After all, time is the one thing once spent that you can never get back.

So, in essence when you’re playing hard to get you are basically using your time to show your partner that you are valuable and you won’t spend it on just anyone or anything. The problem I find most women have is they are so desperate just to have a guy to “fall for them” that they forget the basic insight of putting a premium on their time.

Last night I got into watching this documentary called, The Tinder Swindler,

It was fascinating for me because the documentary started off from the point of view of this woman who got swindled by this guy.

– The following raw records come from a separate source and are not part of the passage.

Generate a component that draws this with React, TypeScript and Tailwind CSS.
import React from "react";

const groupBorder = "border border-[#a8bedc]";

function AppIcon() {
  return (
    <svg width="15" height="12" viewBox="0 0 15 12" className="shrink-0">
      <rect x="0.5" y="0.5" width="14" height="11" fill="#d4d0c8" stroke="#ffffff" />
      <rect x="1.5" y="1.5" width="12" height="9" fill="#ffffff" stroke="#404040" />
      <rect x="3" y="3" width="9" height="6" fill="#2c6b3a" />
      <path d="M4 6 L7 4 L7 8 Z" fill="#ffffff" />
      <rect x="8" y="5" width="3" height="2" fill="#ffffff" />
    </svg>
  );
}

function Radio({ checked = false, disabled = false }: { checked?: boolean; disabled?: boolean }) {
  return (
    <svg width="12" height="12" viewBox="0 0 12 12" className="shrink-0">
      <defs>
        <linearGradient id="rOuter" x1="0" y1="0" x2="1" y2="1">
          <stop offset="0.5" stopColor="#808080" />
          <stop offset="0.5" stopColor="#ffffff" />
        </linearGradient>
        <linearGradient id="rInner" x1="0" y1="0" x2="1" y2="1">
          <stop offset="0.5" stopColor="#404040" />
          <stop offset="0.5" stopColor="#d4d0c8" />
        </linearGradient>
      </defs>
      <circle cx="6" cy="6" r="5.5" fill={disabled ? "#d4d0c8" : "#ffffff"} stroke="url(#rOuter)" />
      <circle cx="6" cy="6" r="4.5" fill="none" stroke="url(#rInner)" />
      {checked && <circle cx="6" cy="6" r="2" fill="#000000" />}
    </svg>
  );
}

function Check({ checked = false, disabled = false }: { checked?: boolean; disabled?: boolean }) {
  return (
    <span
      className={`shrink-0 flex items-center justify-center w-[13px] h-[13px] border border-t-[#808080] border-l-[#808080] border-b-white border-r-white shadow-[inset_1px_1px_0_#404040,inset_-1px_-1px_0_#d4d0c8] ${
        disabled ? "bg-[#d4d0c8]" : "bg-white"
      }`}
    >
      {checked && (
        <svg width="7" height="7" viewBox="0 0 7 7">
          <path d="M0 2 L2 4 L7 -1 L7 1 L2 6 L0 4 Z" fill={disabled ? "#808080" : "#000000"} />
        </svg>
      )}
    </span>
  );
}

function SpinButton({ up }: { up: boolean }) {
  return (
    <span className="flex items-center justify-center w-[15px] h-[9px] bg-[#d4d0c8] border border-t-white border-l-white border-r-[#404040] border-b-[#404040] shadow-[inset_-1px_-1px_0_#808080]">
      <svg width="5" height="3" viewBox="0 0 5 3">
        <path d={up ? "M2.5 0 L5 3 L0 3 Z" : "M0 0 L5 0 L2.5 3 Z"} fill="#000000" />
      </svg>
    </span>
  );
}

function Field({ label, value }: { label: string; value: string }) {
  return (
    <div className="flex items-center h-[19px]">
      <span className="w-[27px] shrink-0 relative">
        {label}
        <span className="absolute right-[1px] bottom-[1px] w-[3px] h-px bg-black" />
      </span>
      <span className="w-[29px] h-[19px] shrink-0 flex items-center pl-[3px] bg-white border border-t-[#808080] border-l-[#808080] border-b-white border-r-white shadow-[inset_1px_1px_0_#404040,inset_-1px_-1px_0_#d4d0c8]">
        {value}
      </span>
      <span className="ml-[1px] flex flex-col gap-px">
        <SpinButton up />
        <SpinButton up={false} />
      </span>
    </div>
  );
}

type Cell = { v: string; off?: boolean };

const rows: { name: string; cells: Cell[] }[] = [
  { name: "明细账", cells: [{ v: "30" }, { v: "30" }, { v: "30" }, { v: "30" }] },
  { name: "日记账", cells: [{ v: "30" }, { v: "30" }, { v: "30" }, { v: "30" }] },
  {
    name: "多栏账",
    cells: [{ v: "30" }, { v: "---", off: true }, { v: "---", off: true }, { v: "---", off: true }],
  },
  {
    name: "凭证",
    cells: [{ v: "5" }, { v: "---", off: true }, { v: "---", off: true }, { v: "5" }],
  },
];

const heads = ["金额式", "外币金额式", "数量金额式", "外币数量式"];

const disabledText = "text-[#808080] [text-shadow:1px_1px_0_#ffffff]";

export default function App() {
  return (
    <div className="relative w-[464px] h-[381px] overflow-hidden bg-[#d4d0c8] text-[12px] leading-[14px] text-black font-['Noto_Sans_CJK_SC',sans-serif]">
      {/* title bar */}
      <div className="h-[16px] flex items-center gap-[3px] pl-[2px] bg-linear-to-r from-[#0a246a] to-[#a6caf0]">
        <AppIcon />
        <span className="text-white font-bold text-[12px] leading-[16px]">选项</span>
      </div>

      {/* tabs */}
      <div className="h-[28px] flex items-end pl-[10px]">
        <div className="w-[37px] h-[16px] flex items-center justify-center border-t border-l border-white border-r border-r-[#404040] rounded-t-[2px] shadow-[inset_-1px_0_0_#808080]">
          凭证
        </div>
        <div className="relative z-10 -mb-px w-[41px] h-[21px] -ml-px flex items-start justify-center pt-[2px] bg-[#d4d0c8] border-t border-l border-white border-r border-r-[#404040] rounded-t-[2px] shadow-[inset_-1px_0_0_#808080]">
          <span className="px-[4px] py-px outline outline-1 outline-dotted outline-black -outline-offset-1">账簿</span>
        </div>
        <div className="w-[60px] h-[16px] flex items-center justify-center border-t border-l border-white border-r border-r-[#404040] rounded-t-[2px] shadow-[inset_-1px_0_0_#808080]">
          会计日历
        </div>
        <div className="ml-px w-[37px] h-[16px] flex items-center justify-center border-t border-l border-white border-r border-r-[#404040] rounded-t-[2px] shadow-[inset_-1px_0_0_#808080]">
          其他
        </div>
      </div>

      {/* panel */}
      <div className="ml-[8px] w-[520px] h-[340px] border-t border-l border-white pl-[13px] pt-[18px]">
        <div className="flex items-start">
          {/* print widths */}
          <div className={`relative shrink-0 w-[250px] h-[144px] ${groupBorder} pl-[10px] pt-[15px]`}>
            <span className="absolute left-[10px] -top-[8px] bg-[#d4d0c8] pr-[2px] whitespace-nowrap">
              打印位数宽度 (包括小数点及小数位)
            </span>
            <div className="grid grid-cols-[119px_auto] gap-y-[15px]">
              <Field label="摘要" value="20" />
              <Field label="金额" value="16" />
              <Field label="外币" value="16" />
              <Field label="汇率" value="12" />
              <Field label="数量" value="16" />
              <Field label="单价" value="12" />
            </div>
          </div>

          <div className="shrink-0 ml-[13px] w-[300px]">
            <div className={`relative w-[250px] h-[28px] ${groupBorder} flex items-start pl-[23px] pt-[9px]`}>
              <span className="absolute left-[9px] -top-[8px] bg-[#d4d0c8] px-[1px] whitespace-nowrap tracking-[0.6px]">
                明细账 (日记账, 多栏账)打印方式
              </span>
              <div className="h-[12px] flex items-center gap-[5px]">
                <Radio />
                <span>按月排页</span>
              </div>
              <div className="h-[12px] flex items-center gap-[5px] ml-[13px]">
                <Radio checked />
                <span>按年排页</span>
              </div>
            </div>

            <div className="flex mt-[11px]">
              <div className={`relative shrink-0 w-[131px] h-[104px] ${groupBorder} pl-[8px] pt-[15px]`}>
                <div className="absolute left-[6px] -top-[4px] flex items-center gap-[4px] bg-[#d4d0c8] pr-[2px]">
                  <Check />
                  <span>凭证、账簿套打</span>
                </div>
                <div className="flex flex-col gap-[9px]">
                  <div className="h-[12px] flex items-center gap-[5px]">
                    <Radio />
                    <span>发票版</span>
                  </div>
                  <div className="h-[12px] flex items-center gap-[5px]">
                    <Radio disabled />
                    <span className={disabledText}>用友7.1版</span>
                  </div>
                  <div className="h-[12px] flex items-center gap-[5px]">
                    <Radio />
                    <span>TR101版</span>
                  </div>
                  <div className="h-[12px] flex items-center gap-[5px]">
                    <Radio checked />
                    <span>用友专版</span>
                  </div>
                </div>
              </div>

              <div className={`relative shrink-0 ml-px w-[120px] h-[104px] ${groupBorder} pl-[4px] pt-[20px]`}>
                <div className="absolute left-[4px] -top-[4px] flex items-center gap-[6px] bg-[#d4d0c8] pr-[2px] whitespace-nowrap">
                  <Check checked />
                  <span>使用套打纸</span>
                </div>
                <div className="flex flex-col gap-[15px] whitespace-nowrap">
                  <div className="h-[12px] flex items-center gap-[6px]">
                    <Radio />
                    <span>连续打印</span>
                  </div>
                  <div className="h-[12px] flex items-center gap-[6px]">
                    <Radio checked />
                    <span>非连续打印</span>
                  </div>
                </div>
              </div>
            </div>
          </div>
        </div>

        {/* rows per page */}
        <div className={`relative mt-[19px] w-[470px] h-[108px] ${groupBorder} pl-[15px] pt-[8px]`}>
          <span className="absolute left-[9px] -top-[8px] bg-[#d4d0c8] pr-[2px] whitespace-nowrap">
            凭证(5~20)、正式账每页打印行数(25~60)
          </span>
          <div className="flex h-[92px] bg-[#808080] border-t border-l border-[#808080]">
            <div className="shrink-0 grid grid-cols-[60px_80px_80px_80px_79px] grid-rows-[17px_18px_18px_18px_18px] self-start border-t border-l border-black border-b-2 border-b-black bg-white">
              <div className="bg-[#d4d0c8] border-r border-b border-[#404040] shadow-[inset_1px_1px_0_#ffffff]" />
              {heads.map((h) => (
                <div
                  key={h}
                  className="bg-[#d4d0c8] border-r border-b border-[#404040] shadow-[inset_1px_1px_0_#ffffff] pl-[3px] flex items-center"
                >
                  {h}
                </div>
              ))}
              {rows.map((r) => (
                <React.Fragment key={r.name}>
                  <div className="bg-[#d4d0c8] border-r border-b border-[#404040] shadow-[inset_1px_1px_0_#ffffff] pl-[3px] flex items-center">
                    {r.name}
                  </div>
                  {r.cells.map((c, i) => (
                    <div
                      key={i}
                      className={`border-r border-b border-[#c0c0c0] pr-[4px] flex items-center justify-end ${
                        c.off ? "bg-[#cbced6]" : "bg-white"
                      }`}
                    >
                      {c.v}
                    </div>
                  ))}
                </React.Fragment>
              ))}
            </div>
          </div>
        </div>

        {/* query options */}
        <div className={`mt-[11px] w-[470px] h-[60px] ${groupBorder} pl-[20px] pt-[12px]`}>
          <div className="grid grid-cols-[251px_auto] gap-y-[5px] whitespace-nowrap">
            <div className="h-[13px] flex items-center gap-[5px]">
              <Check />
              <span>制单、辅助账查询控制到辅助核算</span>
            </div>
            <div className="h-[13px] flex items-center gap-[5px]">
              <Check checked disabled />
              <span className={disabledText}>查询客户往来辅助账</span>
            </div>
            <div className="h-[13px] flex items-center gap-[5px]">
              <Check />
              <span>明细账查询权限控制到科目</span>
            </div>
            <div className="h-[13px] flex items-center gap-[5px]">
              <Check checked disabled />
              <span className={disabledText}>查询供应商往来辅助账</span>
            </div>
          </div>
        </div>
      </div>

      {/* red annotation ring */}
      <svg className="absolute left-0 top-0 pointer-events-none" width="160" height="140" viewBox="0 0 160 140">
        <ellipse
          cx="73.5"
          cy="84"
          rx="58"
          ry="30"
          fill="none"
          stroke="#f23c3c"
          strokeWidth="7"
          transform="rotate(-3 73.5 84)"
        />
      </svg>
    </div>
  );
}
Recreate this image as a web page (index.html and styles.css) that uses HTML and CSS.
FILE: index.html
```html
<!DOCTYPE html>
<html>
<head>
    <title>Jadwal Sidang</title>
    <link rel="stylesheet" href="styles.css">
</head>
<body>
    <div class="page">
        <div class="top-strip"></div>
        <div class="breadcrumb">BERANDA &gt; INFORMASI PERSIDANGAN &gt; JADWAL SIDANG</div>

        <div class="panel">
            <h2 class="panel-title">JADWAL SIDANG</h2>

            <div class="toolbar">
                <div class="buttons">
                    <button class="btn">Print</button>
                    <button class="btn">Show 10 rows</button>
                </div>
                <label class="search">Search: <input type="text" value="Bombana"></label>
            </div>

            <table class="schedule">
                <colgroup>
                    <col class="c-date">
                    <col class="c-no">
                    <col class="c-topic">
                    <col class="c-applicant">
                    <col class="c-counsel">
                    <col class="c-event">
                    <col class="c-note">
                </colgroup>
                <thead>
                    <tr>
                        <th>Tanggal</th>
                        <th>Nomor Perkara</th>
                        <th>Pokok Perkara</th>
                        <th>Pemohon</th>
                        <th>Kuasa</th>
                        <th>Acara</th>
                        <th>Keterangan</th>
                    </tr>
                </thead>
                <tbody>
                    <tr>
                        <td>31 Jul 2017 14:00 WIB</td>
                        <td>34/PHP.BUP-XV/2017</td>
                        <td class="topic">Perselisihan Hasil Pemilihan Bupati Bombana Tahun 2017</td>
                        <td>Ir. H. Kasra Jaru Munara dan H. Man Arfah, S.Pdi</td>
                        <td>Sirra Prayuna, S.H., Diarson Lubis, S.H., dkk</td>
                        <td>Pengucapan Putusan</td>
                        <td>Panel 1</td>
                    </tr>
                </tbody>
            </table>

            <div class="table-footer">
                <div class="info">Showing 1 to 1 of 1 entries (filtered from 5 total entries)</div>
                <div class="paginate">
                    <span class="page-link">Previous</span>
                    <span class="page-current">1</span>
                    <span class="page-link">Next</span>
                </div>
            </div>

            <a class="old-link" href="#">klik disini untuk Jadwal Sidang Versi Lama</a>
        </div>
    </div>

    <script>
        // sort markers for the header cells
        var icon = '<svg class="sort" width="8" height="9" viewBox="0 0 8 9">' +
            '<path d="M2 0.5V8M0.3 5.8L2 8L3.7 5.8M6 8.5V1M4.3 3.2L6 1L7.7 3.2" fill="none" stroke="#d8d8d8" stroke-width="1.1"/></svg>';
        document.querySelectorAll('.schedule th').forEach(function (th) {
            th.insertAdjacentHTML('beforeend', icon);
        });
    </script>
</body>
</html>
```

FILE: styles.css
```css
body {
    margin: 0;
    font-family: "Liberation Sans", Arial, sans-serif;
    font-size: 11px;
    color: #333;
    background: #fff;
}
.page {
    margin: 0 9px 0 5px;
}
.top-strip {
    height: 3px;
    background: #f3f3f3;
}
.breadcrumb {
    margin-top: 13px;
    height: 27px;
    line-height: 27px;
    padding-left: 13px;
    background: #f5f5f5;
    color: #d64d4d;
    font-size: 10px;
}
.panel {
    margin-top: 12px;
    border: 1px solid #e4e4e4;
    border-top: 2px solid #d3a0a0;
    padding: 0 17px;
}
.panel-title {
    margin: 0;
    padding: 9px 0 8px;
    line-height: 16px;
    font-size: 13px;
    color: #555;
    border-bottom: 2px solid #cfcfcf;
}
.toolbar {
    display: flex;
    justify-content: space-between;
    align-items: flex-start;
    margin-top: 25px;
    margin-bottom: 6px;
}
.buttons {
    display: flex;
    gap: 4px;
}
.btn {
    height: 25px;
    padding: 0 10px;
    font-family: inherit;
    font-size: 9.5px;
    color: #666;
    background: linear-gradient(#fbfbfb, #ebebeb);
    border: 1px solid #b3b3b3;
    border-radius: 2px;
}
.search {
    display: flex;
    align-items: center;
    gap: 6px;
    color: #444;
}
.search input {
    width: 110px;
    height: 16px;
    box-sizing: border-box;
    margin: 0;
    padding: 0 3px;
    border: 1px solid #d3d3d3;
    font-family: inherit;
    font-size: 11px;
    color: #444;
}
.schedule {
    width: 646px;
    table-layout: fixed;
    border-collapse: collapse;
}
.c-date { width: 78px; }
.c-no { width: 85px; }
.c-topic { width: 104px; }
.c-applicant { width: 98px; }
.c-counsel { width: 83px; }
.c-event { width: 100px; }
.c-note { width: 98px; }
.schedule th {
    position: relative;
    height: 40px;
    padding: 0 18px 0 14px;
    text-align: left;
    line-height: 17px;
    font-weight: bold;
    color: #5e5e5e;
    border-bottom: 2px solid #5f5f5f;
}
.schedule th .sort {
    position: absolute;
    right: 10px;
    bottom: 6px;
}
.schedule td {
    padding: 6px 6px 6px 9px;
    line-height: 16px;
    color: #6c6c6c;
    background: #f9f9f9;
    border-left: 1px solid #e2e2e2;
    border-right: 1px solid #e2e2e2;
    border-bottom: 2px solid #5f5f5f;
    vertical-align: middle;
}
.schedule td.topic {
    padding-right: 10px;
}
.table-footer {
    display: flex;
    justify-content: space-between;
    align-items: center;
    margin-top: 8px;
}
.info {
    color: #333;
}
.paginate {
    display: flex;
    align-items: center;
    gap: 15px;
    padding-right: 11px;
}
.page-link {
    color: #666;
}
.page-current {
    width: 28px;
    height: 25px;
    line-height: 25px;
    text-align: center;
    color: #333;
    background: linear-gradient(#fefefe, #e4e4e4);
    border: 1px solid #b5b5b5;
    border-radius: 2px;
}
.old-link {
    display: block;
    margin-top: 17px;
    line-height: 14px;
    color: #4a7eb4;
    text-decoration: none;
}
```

But just hearing her talk about how she wanted to find someone to fall for showed me that she made a common mistake in playing hard to get.

This guy swindled her because she was too swept up into the romantic notions of “disney love.” She also fell for the swindler because he seemed extremely hard to get.

  • He invited her to some upscale hotel where she felt out of place (wow, this guy must be valuable.)
  • He takes her to this uber expensive restaurant and pays for the meal (wow, this guy must be rich)
  • He invites her on a private jet (wow, this guy must be really rich and someone important)

Everything this swindler used to attract the women he swindled was meant to foster this manipulation that he’s hard to get.

Now, I realize I’m making a really weird comparison here but I’m doing it to show you how effective “playing hard to get” can be. Sometimes you’re better off taking a risk in being patient and not allowing whatever anxious insecurities you have deep inside taking over.

Put a premium on your time. Don’t waste it on pointless men.